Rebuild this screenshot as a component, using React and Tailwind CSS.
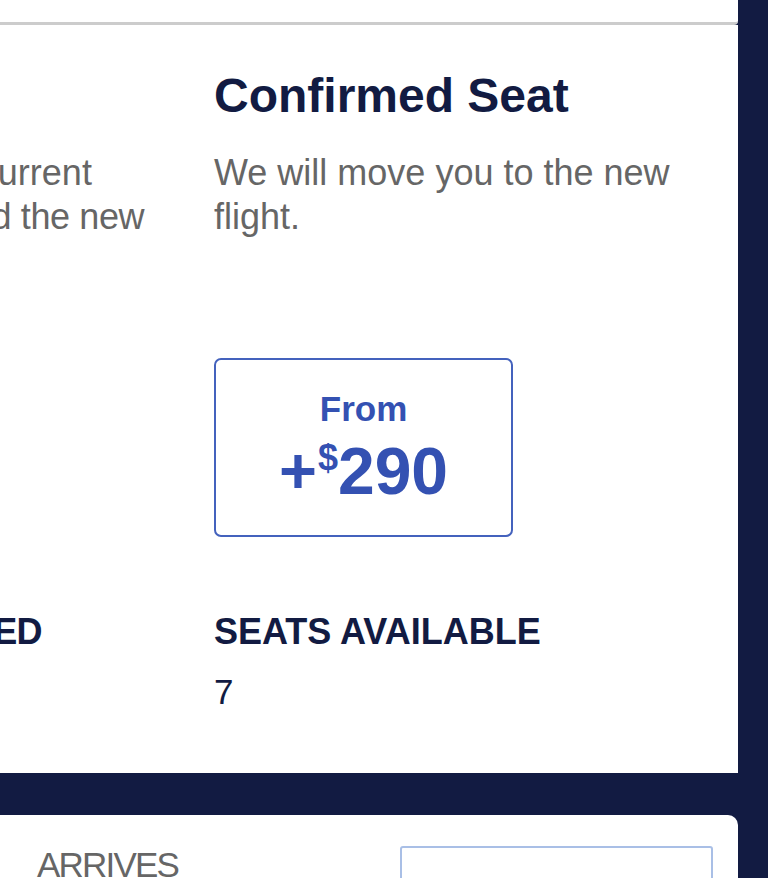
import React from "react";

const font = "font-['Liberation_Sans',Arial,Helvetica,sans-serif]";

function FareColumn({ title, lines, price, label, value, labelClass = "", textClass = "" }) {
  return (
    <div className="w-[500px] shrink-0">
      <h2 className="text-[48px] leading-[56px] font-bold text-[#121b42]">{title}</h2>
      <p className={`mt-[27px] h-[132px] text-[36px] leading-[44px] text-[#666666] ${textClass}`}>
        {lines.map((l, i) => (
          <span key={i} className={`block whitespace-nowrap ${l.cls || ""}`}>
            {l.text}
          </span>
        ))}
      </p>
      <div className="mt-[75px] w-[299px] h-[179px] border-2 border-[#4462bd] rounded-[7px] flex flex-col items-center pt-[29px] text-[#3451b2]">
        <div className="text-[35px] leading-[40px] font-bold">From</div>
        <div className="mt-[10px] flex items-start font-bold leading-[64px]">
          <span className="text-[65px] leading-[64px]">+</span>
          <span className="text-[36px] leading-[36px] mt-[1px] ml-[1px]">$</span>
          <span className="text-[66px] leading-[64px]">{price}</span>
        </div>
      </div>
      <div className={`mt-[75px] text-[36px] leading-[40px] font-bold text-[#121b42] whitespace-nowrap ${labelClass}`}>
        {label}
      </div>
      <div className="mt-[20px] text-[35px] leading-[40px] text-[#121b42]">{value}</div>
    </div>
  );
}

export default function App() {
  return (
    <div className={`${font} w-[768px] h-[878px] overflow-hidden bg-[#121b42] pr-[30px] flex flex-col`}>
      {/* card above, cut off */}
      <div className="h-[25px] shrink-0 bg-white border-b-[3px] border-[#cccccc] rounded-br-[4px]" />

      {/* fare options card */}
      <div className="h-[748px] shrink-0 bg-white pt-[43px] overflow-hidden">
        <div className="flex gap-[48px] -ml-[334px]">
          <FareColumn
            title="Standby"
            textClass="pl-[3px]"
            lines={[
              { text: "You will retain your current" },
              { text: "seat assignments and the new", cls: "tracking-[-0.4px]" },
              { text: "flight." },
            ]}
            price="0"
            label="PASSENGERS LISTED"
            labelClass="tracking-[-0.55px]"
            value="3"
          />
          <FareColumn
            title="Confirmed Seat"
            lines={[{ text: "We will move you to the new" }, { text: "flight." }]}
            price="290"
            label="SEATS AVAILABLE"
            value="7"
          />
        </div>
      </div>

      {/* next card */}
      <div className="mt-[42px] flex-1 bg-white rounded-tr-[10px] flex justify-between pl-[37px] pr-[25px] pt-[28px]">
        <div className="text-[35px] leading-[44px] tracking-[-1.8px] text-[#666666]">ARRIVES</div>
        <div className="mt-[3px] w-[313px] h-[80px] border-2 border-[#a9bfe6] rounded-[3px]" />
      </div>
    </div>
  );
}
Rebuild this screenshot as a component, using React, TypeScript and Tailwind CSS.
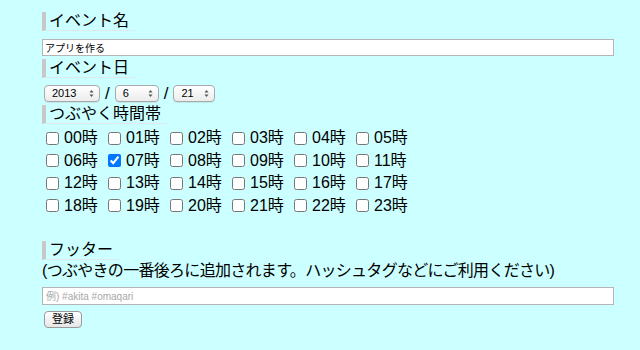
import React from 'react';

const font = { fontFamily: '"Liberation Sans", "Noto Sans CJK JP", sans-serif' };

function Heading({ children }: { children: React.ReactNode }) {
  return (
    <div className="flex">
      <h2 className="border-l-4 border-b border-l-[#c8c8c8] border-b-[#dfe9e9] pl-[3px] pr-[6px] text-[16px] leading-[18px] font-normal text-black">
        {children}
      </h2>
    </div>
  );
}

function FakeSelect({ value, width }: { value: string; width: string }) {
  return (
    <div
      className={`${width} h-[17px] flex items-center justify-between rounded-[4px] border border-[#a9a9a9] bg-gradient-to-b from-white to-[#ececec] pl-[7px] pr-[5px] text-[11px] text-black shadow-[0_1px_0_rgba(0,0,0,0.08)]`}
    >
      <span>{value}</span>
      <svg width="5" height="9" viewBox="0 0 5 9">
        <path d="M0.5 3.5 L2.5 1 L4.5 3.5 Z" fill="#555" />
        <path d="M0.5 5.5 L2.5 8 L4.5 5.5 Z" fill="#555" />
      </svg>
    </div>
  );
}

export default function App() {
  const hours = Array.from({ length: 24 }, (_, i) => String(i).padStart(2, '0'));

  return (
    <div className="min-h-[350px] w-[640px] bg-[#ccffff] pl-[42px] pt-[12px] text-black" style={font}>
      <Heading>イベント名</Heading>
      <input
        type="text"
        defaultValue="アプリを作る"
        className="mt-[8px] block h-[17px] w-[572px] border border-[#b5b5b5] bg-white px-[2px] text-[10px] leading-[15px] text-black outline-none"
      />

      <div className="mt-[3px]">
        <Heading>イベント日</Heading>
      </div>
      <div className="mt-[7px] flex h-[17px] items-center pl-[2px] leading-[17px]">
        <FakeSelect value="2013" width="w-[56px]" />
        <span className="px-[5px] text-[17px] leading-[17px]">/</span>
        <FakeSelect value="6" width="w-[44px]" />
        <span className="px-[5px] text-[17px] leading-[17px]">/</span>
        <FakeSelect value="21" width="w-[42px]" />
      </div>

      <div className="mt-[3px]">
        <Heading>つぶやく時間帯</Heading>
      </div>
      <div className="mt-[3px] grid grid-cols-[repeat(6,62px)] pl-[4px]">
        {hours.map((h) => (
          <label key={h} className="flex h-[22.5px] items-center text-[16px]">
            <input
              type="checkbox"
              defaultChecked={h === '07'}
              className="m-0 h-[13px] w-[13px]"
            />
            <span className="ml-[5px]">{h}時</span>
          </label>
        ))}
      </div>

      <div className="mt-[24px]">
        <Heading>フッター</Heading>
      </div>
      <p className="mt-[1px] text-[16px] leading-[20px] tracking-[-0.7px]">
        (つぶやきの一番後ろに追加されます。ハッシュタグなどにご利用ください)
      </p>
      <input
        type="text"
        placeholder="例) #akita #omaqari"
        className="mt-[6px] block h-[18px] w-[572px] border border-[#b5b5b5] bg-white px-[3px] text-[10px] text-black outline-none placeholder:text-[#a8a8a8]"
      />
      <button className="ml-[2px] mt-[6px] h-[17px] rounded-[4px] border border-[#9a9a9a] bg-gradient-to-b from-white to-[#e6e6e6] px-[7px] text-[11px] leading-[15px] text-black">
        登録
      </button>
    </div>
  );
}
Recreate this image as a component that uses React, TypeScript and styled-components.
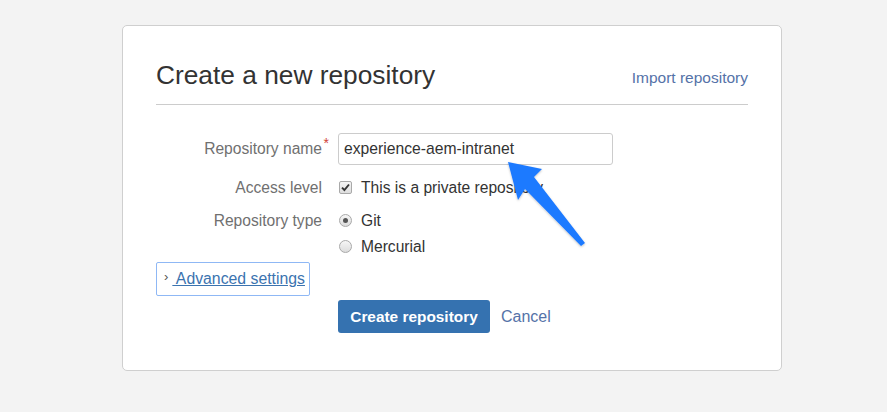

□ □ □

◆ Exercise details: Check every line of the listing for the string "component" and report how many lines have it, as a number alone.

◆ Solution to the exercise: 3